Low-profile fully-metallic Luneburg lens antenna

Abstract: Modern communication systems face new technological challenges, such as the narrowness and overload of the conventional frequency bands employed for these applications. Nowadays, communication systems are expected to operate at higher frequencies, such as the mm-wave band. In particular, for space applications, specific environmental conditions make it necessary to design low-profile, lightweight and high gain systems with wide-angle scanning capabilities. Traditional solutions are reflectors antennas or planar arrays. Reflectors often end up being bulky, whereas array antennas are lossy and costly. Lens antennas, unpopular at low frequencies due to their large size, offer a better solution in this context, due to their focusing properties, wide-scanning capability, and broadband behaviour. Among lens antennas, geodesic lens antennas have recently increased interest since they are fullymetallic and easy to manufacture.

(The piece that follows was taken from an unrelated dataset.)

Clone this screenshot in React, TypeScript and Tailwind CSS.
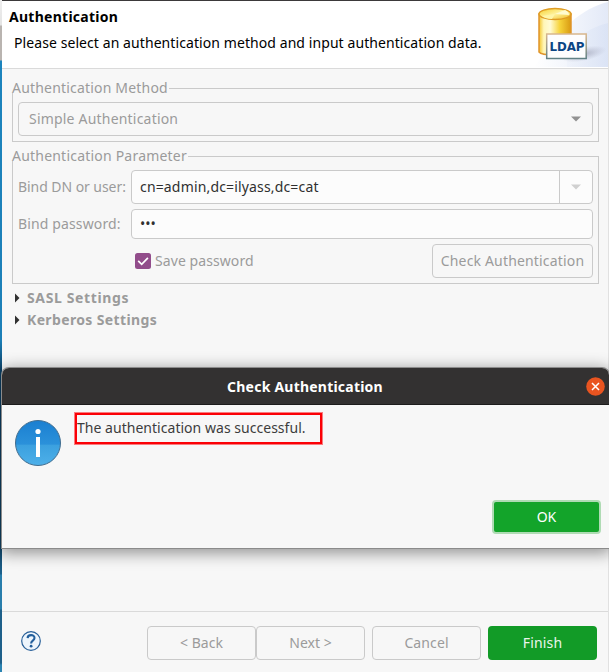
import type { ReactNode } from 'react';

function Group({ title, className, children }: { title: ReactNode; className: string; children: ReactNode }) {
  return (
    <fieldset className={`mr-[9px] ml-[10px] min-w-0 border border-[#cacaca] ${className}`}>
      <legend className="-ml-px flex h-[10px] items-center bg-[#f7f7f7] p-0 pr-px text-[#9b9b9b]">{title}</legend>
      {children}
    </fieldset>
  );
}

function Arrow({ color }: { color: string }) {
  return (
    <svg width="10" height="6" viewBox="0 0 10 6">
      <path d="M0 .5h10L5 5.5z" fill={color} />
    </svg>
  );
}

function Expandable({ children }: { children: ReactNode }) {
  return (
    <div className="flex h-[22px] items-center pl-[13px] font-bold text-[#9b9b9b]">
      <svg width="5" height="10" viewBox="0 0 5 10" className="mr-[7px]">
        <path d="M0 .5v9L4.5 5z" fill="#303030" />
      </svg>
      {children}
    </div>
  );
}

function FooterButton({ children }: { children: ReactNode }) {
  return (
    <button className="h-[34px] w-[109px] rounded-[4px] border border-[#cacaca] pb-px text-[#9b9b9b]">{children}</button>
  );
}

function LdapLogo() {
  return (
    <svg width="89" height="67" viewBox="0 0 89 67" className="shrink-0">
      <defs>
        <linearGradient id="sky" x1="0" x2="1">
          <stop offset="0" stopColor="#fff" />
          <stop offset=".6" stopColor="#eff3fb" />
          <stop offset="1" stopColor="#e3e9f7" />
        </linearGradient>
        <linearGradient id="inner" x1="0" x2="1">
          <stop offset="0" stopColor="#e6ecf8" stopOpacity=".3" />
          <stop offset="1" stopColor="#d9e2f5" stopOpacity=".8" />
        </linearGradient>
        <linearGradient id="gold" x1="0" x2="1">
          <stop offset="0" stopColor="#f3c62d" />
          <stop offset=".15" stopColor="#fff6b8" />
          <stop offset=".35" stopColor="#fffbd5" />
          <stop offset=".65" stopColor="#f6d33a" />
          <stop offset="1" stopColor="#d99a12" />
        </linearGradient>
        <linearGradient id="lid" x1="0" y1="0" x2="1" y2="1">
          <stop offset="0" stopColor="#f5cf2b" />
          <stop offset=".5" stopColor="#fff3a0" />
          <stop offset="1" stopColor="#efb91e" />
        </linearGradient>
        <linearGradient id="frame" x1="0" y1="0" x2="0" y2="1">
          <stop offset="0" stopColor="#d9b78d" />
          <stop offset="1" stopColor="#608084" />
        </linearGradient>
        <radialGradient id="shade">
          <stop offset="0" stopColor="#8c8fa5" stopOpacity=".6" />
          <stop offset="1" stopColor="#a0a4bb" stopOpacity="0" />
        </radialGradient>
      </defs>
      <path d="M89 1C63 7 41 27 15 66H89z" fill="url(#sky)" />
      <path d="M89 22C72 26 59 35 48 48V66H89z" fill="url(#inner)" />
      <ellipse cx="65" cy="53" rx="23" ry="7" fill="url(#shade)" transform="rotate(-12 65 53)" />
      <path d="M20 13v38c3 4 28 4 32 0V13z" fill="url(#gold)" stroke="#df942b" strokeWidth="1.5" />
      <ellipse cx="36" cy="13" rx="16" ry="5.5" fill="url(#lid)" stroke="#df9c25" strokeWidth="1.5" />
      <path d="M36 13l10-4q4 2 4 5z" fill="#fffbd0" />
      <path d="M36 13l-13 2q3 3 10 3z" fill="#fff6a9" />
      <rect x="27.7" y="33" width="39.5" height="24.5" fill="#fdfdfe" stroke="url(#frame)" strokeWidth="1.5" />
      <text x="30.5" y="50" textLength="35" fontFamily="'DejaVu Sans', sans-serif" fontWeight="700" fontSize="11.8" fill="#0c4584">LDAP</text>
    </svg>
  );
}

export default function App() {
  return (
    <div className="relative flex h-[672px] w-[609px] overflow-hidden bg-[#f7f7f7] font-['Noto_Sans','Open_Sans',sans-serif] text-[14px] leading-[20px] text-[#3d3d3d]">
      <div className="w-[2px] shrink-0 bg-[linear-gradient(to_bottom,#eee_0,#e4e4e4_25px,#b9b4b0_26px,#b9b4b0_60px,#1c84bd_61px,#1c7fb7_340px,#0d4167_370px,#124465_545px,#1c628d_574px,#297eac_575px,#297eac_609px,#1e608a_610px,#1e608a_663px,#2b84b2_665px)]" />
      <main className="flex w-[607px] flex-col border-t border-r border-t-[#3b393a] border-r-[#e1e1e1]">
        <header className="flex h-[68px] justify-between border-b border-[#dadada] bg-white text-black">
          <div className="pt-[6px] pl-[7px] whitespace-nowrap">
            <h1 className="font-bold tracking-[0.27px]">Authentication</h1>
            <p className="mt-[6px] pl-[5px] tracking-[0.08px]">Please select an authentication method and input authentication data.</p>
          </div>
          <LdapLogo />
        </header>

        <Group className="mt-[14px] h-[59px]" title={<span className="tracking-[0.19px]">Authentication Method</span>}>
          <div className="mx-[5px] mt-[9px] flex h-[34px] items-center justify-between rounded-[4px] border border-[#cacaca] pr-[11px] pl-[10px] text-[#9b9b9b]">
            <span className="tracking-[0.2px]">Simple Authentication</span>
            <Arrow color="#929292" />
          </div>
        </Group>

        <Group className="mt-[9px] h-[133px]" title={<span className="tracking-[0.21px]">Authentication Parameter</span>}>
          <div className="mx-[5px] mt-[9px] grid grid-cols-[113px_1fr] grid-rows-[34px_30px_34px] gap-y-[5px] text-[#9b9b9b]">
            <label className="self-center tracking-[-0.06px] whitespace-nowrap">Bind DN or user:</label>
            <div className="flex rounded-[4px] border border-[#cacaca] bg-[#fcfcfc]">
              <div className="flex flex-1 items-center pl-[8px] tracking-[0.16px] text-[#303030]">cn=admin,dc=ilyass,dc=cat</div>
              <div className="flex w-[33px] items-center justify-center border-l border-[#cacaca]"><Arrow color="#d0d0d0" /></div>
            </div>
            <label className="self-center tracking-[0.13px] whitespace-nowrap">Bind password:</label>
            <div className="flex items-center rounded-[4px] border border-[#cacaca] bg-[#fcfcfc] pl-[8px] text-[#303030]">•••</div>
            <div className="col-start-2 flex items-center justify-between">
              <div className="flex items-center gap-[4px] pl-[4px]">
                <svg width="16" height="16" viewBox="0 0 16 16">
                  <rect width="16" height="16" rx="2.5" fill="#924d8b" />
                  <path d="M3.2 7.8l3.5 3.5 6.2-6.5" fill="none" stroke="#fff" strokeWidth="1.7" />
                </svg>
                <span className="tracking-[0.08px]">Save password</span>
              </div>
              <button className="h-[34px] w-[161px] rounded-[4px] border border-[#cacaca] tracking-[0.17px] whitespace-nowrap">Check Authentication</button>
            </div>
          </div>
        </Group>

        <section className="mt-[3px] flex-1">
          <Expandable><span className="tracking-[0.62px]">SASL Settings</span></Expandable>
          <Expandable><span className="tracking-[0.36px]">Kerberos Settings</span></Expandable>
        </section>

        <footer className="flex h-[61px] items-start border-t border-[#dadada] pt-[14px] pr-[11px] pl-[19px]">
          <svg width="20" height="20" viewBox="0 0 20 20" className="mt-[5px] mr-auto">
            <circle cx="10" cy="10" r="9.3" fill="#edf5fc" stroke="#275f98" strokeWidth="1.2" />
            <path d="M6.6 7.1C6.7 3.2 13.5 3 13.5 7c0 2.7-3.4 2.6-3.4 5.4" fill="none" stroke="#235f9c" strokeWidth="2.1" />
            <circle cx="10.1" cy="15.2" r="1.4" fill="#235f9c" />
          </svg>
          <div className="flex">
            <FooterButton>&lt; Back</FooterButton>
            <FooterButton>Next &gt;</FooterButton>
          </div>
          <div className="ml-[7px] flex gap-[7px]">
            <FooterButton><span className="tracking-[0.1px]">Cancel</span></FooterButton>
            <button className="h-[34px] w-[109px] rounded-[4px] bg-[#129b27] pb-px tracking-[0.15px] text-[#ebf5ec]">Finish</button>
          </div>
        </footer>
      </main>

      <div role="dialog" className="absolute top-[368px] left-[2px] flex h-[180px] w-[607px] flex-col rounded-t-[7px] bg-[#f7f7f7] shadow-[0_0_0_1px_#8b8b8b,0_3px_16px_2px_rgba(0,0,0,0.42)]">
        <div className="flex h-[37px] items-center rounded-t-[7px] border-b border-[#1d1c1c] bg-[#333131] pr-[4px] pl-[22px] text-white">
          <h2 className="flex-1 pt-px text-center font-bold tracking-[0.22px]">Check Authentication</h2>
          <svg width="19" height="19" viewBox="0 0 19 19">
            <circle cx="9.5" cy="9.5" r="9.3" fill="#e95420" />
            <path d="M6 6l7 7M13 6l-7 7" stroke="#fff" strokeWidth="1.5" />
          </svg>
        </div>
        <div className="flex flex-1 items-start pt-[8px] pl-[12px]">
          <svg width="48" height="48" viewBox="0 0 48 48" className="mt-[6px]">
            <defs>
              <linearGradient id="info" x1="0" y1="0" x2="0" y2="1">
                <stop offset="0" stopColor="#1a7fd1" />
                <stop offset=".53" stopColor="#2b91da" />
                <stop offset=".54" stopColor="#3ba0df" />
                <stop offset="1" stopColor="#4eb0e9" />
              </linearGradient>
            </defs>
            <circle cx="24" cy="24" r="22.5" fill="url(#info)" stroke="#426d8e" />
            <circle cx="24" cy="12.5" r="2.6" fill="#fff" />
            <path d="M22 18h4v20h-4z" fill="#fff" />
          </svg>
          <div className="ml-[13px] flex h-[31px] w-[247px] items-center border-2 border-[#fb0006] pb-[2px] tracking-[0.03px] whitespace-nowrap shadow-[0_0_0_1px_#fb000680]">The authentication was successful.</div>
        </div>
        <div className="flex justify-end pr-[8px] pb-[14px]">
          <button className="h-[34px] w-[109px] rounded-[4px] border-2 border-[#afdbb4] bg-[#13a42a] text-white">OK</button>
        </div>
      </div>
    </div>
  );
}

Previous research aiming at reducing the profile of geodesic lens antennas, while preserving high performances, allowed a total height reduction by a factor 4. In this work, I investigate the possibility of reducing the profile even further by following a different approach. Instead of folding by mirroring the curved profile, the lens antenna is built with circular ridge structures, in an attempt to discretize the original profile. Different approaches have been proposed. First, designs with different numbers of squared ridges were proposed. The reflections are reduced by chamfering the corners of the ridges. Moreover, triangle ridges and alternating the ridges orientation have also been investigated. The final design has four squared ridges with the same orientation. This design was chosen due to its radiation performance. This approach reduces the profile by a factor 18. A prototype has been manufactured working on the frequency band [24,34] GHz. The scanning range is ±62◦ , reflections levels are below -15 dB and at 29 GHz the maximum realized gain is equal to 15.75 dBi. This solution offers attractive properties, mainly due to its compactness. The height of the lens antenna is restricted by the flare, which was set at λ/2. This means that this lens antenna can be stacked in a linear array with grating-lobe-free performance in the elevation plane.